On the back of the workshop, this family foundation became a client, who benefited from a three-month process which took them from an initial understanding and interest in climate action, to identifying the specific issue areas they were interested in funding. Through a series of meetings with experts and other funders in the space, the client identified peatland restoration, freshwater, and ocean conservation as their strategic focus areas. The client decided to make several grants to organisations working on peatland restoration projects. They have since become a signatory of the Funders’ Commitment on Climate Change.

 

A CORPORATE FOUNDATION’S JOURNEY

The foundation arm of a UK supermarket wanted to launch a fund that focused on removing carbon from food and farming supply chains. As part of their learning journey, Impatience Earth connected this foundation to experts who assisted them in understanding the biggest drivers of carbon emissions in the food value chain from seed to table, and then helped them to whittle down key focus areas within those drivers and guide them on what lenses to apply.

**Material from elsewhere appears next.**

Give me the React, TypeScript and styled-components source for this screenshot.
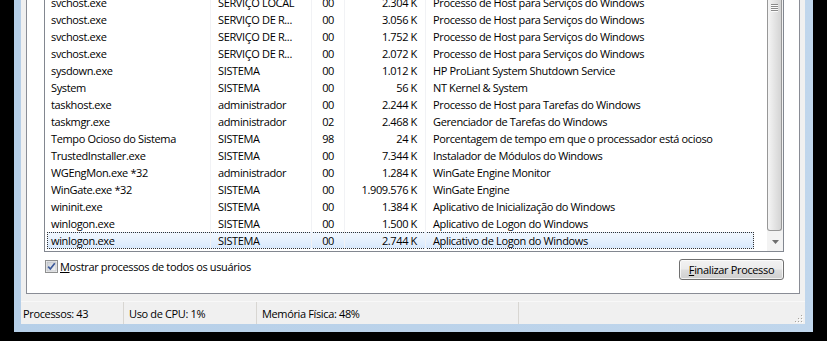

For example, this fund’s ʻNorthstarʼ was carbon reduction in food and farming, one of the ʻdriversʼ was land use, and through conversations with experts, it was decided to use the lens of community and diversity. As a result, when they were assessing applications, they could, for example, be looking at whether a project is:

  • focusing on improving how land is used; and/or
  • reducing carbon emissions; and/or
  • providing potential access to land to marginalised communities or providing food at an affordable price point to low-income communities or improving access to healthy foods.

This foundation started their journey feeling a little overwhelmed about the size of the problem and saw technology as one of the key forms of innovation. Through the conversations with experts and other funders in the space, they were able to step back and really narrow down on their focus areas, to bring in a justice angle to their assessment criteria, and get an insight into the sheer number of great ideas that go unfunded or underfunded in this space.